Thursday, December 3, 2009

On not judging Heidegger

I have been reading the preface toThe Coming of the Third Reich by Richard J. Evans (2003), and while Evans does not have Heidegger specifically in mind, what he writes on page xx must apply to Heidegger:
“. . . it seems to me inappropriate for a work of history to indulge in the luxury of moral judgment.  For one thing, it is unhistorical; for another, it is arrogant and presumptuous.  I cannot know how I would have behaved if I had lived under the Third Reich, if only because, if I had lived then, I would have been a different person from the one I am now.  Since the early 1990s, the historical study of Nazi Germany, and increasingly that of other subjects too, has been invaded by concepts and approaches derived from morality, religion and the law . . . they do not belong in a work of history.  As Ian Kershaw has remarked: ‘for an outsider, a non-German who never experienced Nazism, it is perhaps too easy to criticise, to expect standards of behavior which it was well-nigh impossible to attain in the circumstances.  At this distance of time, the same principle holds good for the great majority of Germans, too.  So I have tried as far as possible to avoid using language that carries a moral, religious or ethical baggage with it.  The purpose of this book is to understand: it is up to the reader to judge.
“Understanding how and why the Nazis came to power is as important today as it ever was, perhaps, as memory fades, even more so.  We need to get into the minds of the Nazis themselves.  We need to discover why their opponents failed to stop them.  We need to grasp the nature and operation of the Nazi dictatorship once it was established.  We need to figure out the processes through which the Third Reich plunged Europe and the world into a war of unparalleled ferocity that ended in its own cataclysmic collapse.  There were other catastrophes in the first half of the twentieth century, most notably, perhaps, the reign of terror unleashed by Stalin in Russia during the 1930s.  But none has had such a profound or lasting effect.  From its enthronement of racial discrimination and hatred at the centre of its ideology to its launching of a ruthless and destructive war of conquest, the Third Reich has burned itself onto the modern world’s consciousness as no other regime . . .  has ever managed to do. . . .”

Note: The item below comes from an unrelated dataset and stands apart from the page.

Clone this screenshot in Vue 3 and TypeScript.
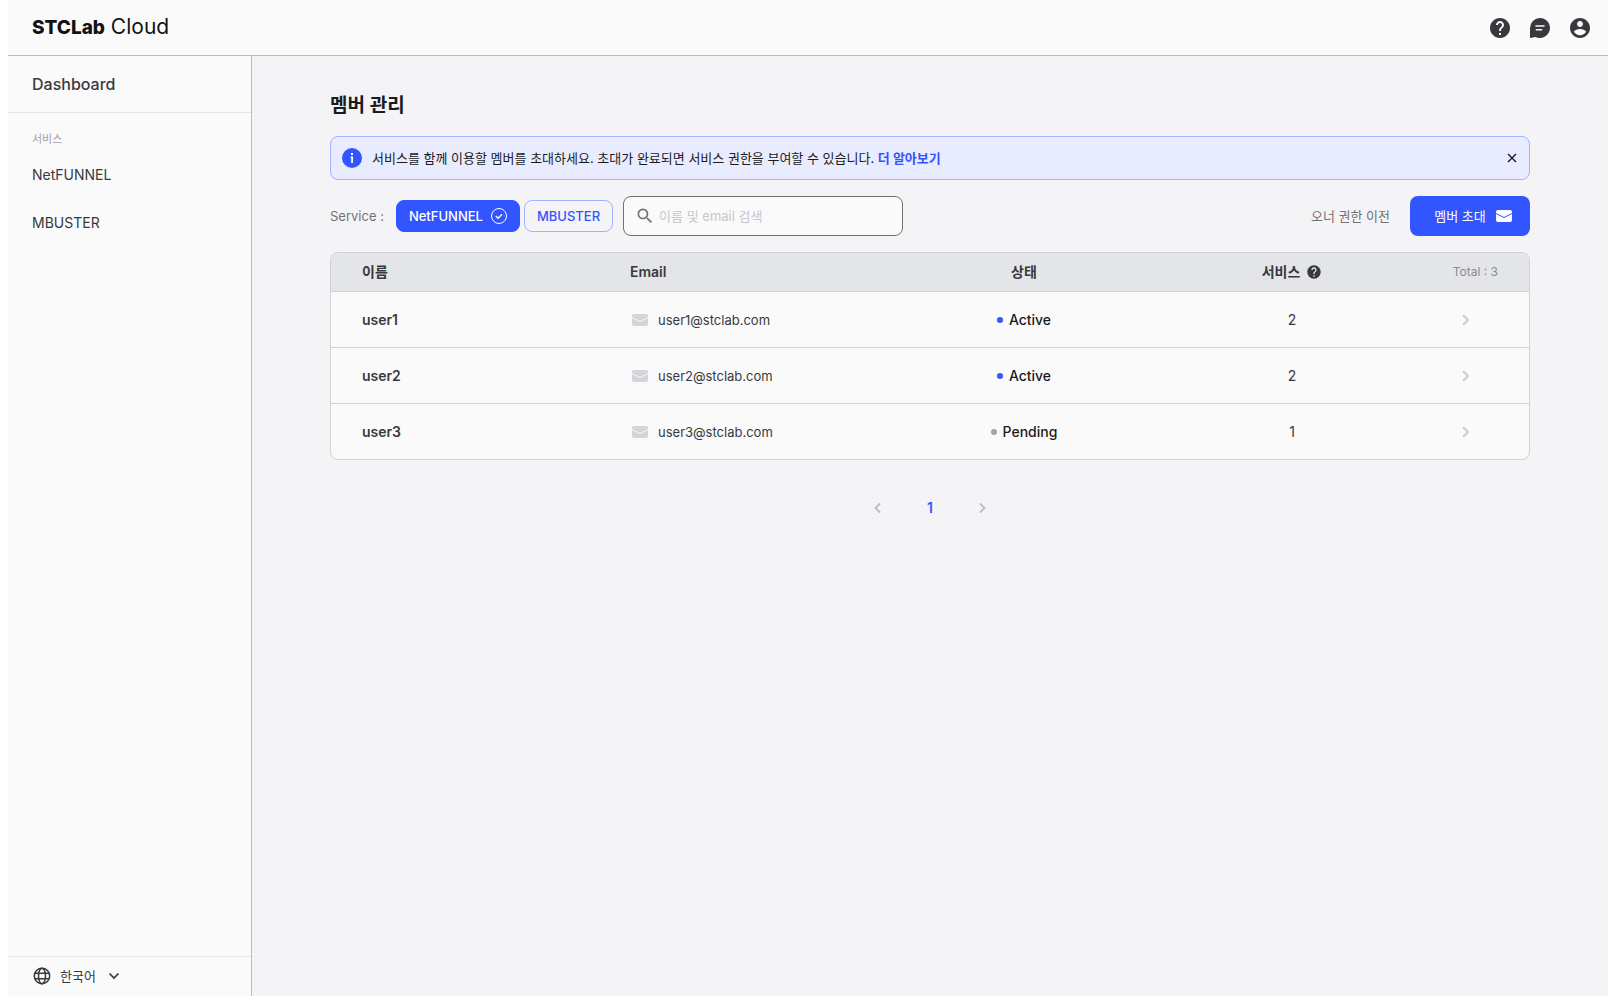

COMMENT:   I quibble a bit with Evans in that, though a reader, I don’t wish to judge either.  I will be satisfied (perhaps) with just knowing.  Heidegger’s situation seems unique.  No former Nazi not guilty of war crimes has been held to the high standards he has – and not him personally any longer, since he died in 1976, but his reputation.  To some extent we know the reason for that.  He is considered by many to be the most important philosopher of the 20th century; so anything that impinges upon, especially anything that detracts from his reputation as a philosopher, will be of interest to intellectuals in the West – and perhaps to intellectuals in parts of the rest of the world as well. 
            Also, he is held to a higher standard, because (we think) he ought to have known better.  We excuse ourselves from Evans’ qualification.  Maybe we would have behaved just like any other German, but Heidegger was “better than” we are and ought to have behaved with greater insight.  In looking back over the previous sentence I notice “better than” and grope for some other qualification: “smarter” perhaps or “more intellectual.”  We consider his philosophical oeuvre, and think surely he should have known better.  Some stop there and condemn Heidegger, but some of us keep going.